_Requirement_: Reproduce the records below in full and word for word, excluding pictures.

(begin)

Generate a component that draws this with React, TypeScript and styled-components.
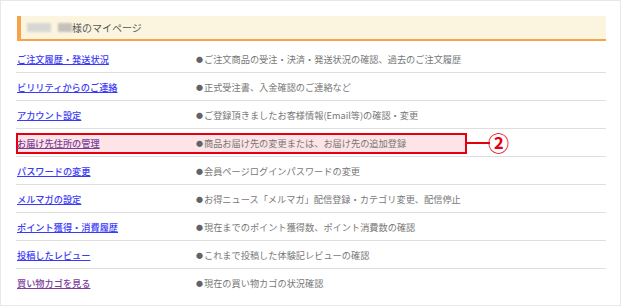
import React from 'react';
import styled, { createGlobalStyle } from 'styled-components';

const GlobalStyle = createGlobalStyle`
  body {
    margin: 0;
    background: #fff;
    font-family: "Noto Sans CJK JP", "Noto Sans", sans-serif;
  }
`;

const items = [
  { label: 'ご注文履歴・発送状況', desc: 'ご注文商品の受注・決済・発送状況の確認、過去のご注文履歴' },
  { label: 'ビリリティからのご連絡', desc: '正式受注書、入金確認のご連絡など' },
  { label: 'アカウント設定', desc: 'ご登録頂きましたお客様情報(Email等)の確認・変更' },
  { label: 'お届け先住所の管理', desc: '商品お届け先の変更または、お届け先の追加登録', visited: true, marked: true },
  { label: 'パスワードの変更', desc: '会員ページログインパスワードの変更' },
  { label: 'メルマガの設定', desc: 'お得ニュース「メルマガ」配信登録・カテゴリ変更、配信停止' },
  { label: 'ポイント獲得・消費履歴', desc: '現在までのポイント獲得数、ポイント消費数の確認' },
  { label: '投稿したレビュー', desc: 'これまで投稿した体験記レビューの確認' },
  { label: '買い物カゴを見る', desc: '現在の買い物カゴの状況確認', visited: true },
];

const MyPage = () => {
  return (
    <Frame>
      <Heading>
        <Blur $w={24} />
        <Blur $w={14} $gap={7} $dark />
        様のマイページ
      </Heading>
      <List>
        {items.map((item) => (
          <Row key={item.label}>
            {item.marked && (
              <>
                <MarkBox />
                <Leader />
                <Number>②</Number>
              </>
            )}
            <Link href="#" $visited={item.visited}>
              {item.label}
            </Link>
            <Desc>
              <Bullet>●</Bullet>
              {item.desc}
            </Desc>
          </Row>
        ))}
      </List>
    </Frame>
  );
};

export default function App() {
  return (
    <>
      <GlobalStyle />
      <MyPage />
    </>
  );
}

const Frame = styled.div`
  box-sizing: border-box;
  width: 621px;
  height: 306px;
  border: 1px solid #e8e8e8;
  padding: 15px 14px 0 15px;
`;

const Heading = styled.div`
  box-sizing: border-box;
  display: flex;
  align-items: center;
  height: 25px;
  margin-left: 1px;
  padding-left: 6px;
  background: #fbf5df;
  border-left: 4px solid #f8a24c;
  border-bottom: 2px solid #f8a24c;
  font-size: 10px;
  color: #555;
`;

const Blur = styled.span<{ $w: number; $gap?: number; $dark?: boolean }>`
  display: inline-block;
  width: ${(p) => p.$w}px;
  height: 9px;
  margin-left: ${(p) => p.$gap ?? 0}px;
  background: ${(p) => (p.$dark ? '#c4c0bc' : '#d8d6d2')};
  filter: blur(1.2px);
`;

const List = styled.div`
  padding-top: 4px;
`;

const Row = styled.div`
  position: relative;
  box-sizing: border-box;
  display: flex;
  align-items: center;
  height: 28px;
  border-bottom: 1px solid #dedede;
  font-size: 9.2px;

  &:last-child {
    border-bottom: none;
  }
`;

const Link = styled.a<{ $visited?: boolean }>`
  position: relative;
  width: 179px;
  padding-left: 1px;
  color: ${(p) => (p.$visited ? '#7b3d9c' : '#3b3bf5')};
  text-decoration: underline;
  font-weight: 500;
`;

const Desc = styled.span`
  position: relative;
  display: flex;
  align-items: center;
  color: #777;
`;

const Bullet = styled.span`
  font-size: 7px;
  margin-right: 1px;
  color: #5f646b;
`;

const MarkBox = styled.div`
  position: absolute;
  top: 4px;
  left: 0;
  box-sizing: border-box;
  width: 451px;
  height: 21px;
  border: 2px solid #e6000f;
  background: #fde4e6;
`;

const Leader = styled.div`
  position: absolute;
  top: 13px;
  left: 450px;
  width: 24px;
  height: 2px;
  background: #e6000f;
`;

const Number = styled.span`
  position: absolute;
  top: 2px;
  left: 472px;
  font-size: 21px;
  line-height: 22px;
  font-weight: bold;
  color: #e6000f;
  font-family: "Noto Sans CJK JP", sans-serif;
`;
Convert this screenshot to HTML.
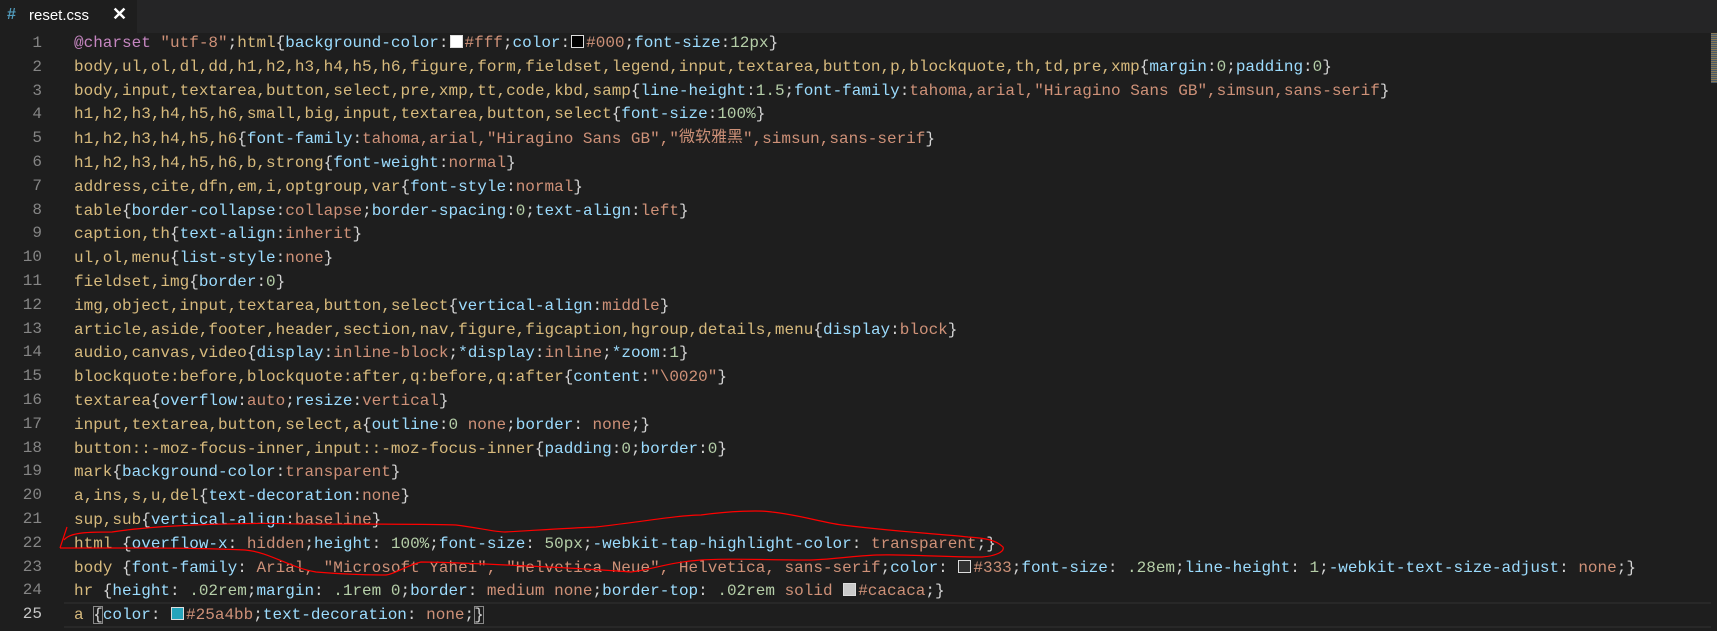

(end)

_The output_:
Generate a component that draws this with React, TypeScript and styled-components.
import React from 'react';
import styled, { createGlobalStyle } from 'styled-components';

const GlobalStyle = createGlobalStyle`
  body {
    margin: 0;
    background: #fff;
    font-family: "Noto Sans CJK JP", "Noto Sans", sans-serif;
  }
`;

const items = [
  { label: 'ご注文履歴・発送状況', desc: 'ご注文商品の受注・決済・発送状況の確認、過去のご注文履歴' },
  { label: 'ビリリティからのご連絡', desc: '正式受注書、入金確認のご連絡など' },
  { label: 'アカウント設定', desc: 'ご登録頂きましたお客様情報(Email等)の確認・変更' },
  { label: 'お届け先住所の管理', desc: '商品お届け先の変更または、お届け先の追加登録', visited: true, marked: true },
  { label: 'パスワードの変更', desc: '会員ページログインパスワードの変更' },
  { label: 'メルマガの設定', desc: 'お得ニュース「メルマガ」配信登録・カテゴリ変更、配信停止' },
  { label: 'ポイント獲得・消費履歴', desc: '現在までのポイント獲得数、ポイント消費数の確認' },
  { label: '投稿したレビュー', desc: 'これまで投稿した体験記レビューの確認' },
  { label: '買い物カゴを見る', desc: '現在の買い物カゴの状況確認', visited: true },
];

const MyPage = () => {
  return (
    <Frame>
      <Heading>
        <Blur $w={24} />
        <Blur $w={14} $gap={7} $dark />
        様のマイページ
      </Heading>
      <List>
        {items.map((item) => (
          <Row key={item.label}>
            {item.marked && (
              <>
                <MarkBox />
                <Leader />
                <Number>②</Number>
              </>
            )}
            <Link href="#" $visited={item.visited}>
              {item.label}
            </Link>
            <Desc>
              <Bullet>●</Bullet>
              {item.desc}
            </Desc>
          </Row>
        ))}
      </List>
    </Frame>
  );
};

export default function App() {
  return (
    <>
      <GlobalStyle />
      <MyPage />
    </>
  );
}

const Frame = styled.div`
  box-sizing: border-box;
  width: 621px;
  height: 306px;
  border: 1px solid #e8e8e8;
  padding: 15px 14px 0 15px;
`;

const Heading = styled.div`
  box-sizing: border-box;
  display: flex;
  align-items: center;
  height: 25px;
  margin-left: 1px;
  padding-left: 6px;
  background: #fbf5df;
  border-left: 4px solid #f8a24c;
  border-bottom: 2px solid #f8a24c;
  font-size: 10px;
  color: #555;
`;

const Blur = styled.span<{ $w: number; $gap?: number; $dark?: boolean }>`
  display: inline-block;
  width: ${(p) => p.$w}px;
  height: 9px;
  margin-left: ${(p) => p.$gap ?? 0}px;
  background: ${(p) => (p.$dark ? '#c4c0bc' : '#d8d6d2')};
  filter: blur(1.2px);
`;

const List = styled.div`
  padding-top: 4px;
`;

const Row = styled.div`
  position: relative;
  box-sizing: border-box;
  display: flex;
  align-items: center;
  height: 28px;
  border-bottom: 1px solid #dedede;
  font-size: 9.2px;

  &:last-child {
    border-bottom: none;
  }
`;

const Link = styled.a<{ $visited?: boolean }>`
  position: relative;
  width: 179px;
  padding-left: 1px;
  color: ${(p) => (p.$visited ? '#7b3d9c' : '#3b3bf5')};
  text-decoration: underline;
  font-weight: 500;
`;

const Desc = styled.span`
  position: relative;
  display: flex;
  align-items: center;
  color: #777;
`;

const Bullet = styled.span`
  font-size: 7px;
  margin-right: 1px;
  color: #5f646b;
`;

const MarkBox = styled.div`
  position: absolute;
  top: 4px;
  left: 0;
  box-sizing: border-box;
  width: 451px;
  height: 21px;
  border: 2px solid #e6000f;
  background: #fde4e6;
`;

const Leader = styled.div`
  position: absolute;
  top: 13px;
  left: 450px;
  width: 24px;
  height: 2px;
  background: #e6000f;
`;

const Number = styled.span`
  position: absolute;
  top: 2px;
  left: 472px;
  font-size: 21px;
  line-height: 22px;
  font-weight: bold;
  color: #e6000f;
  font-family: "Noto Sans CJK JP", sans-serif;
`;
Convert this screenshot to HTML.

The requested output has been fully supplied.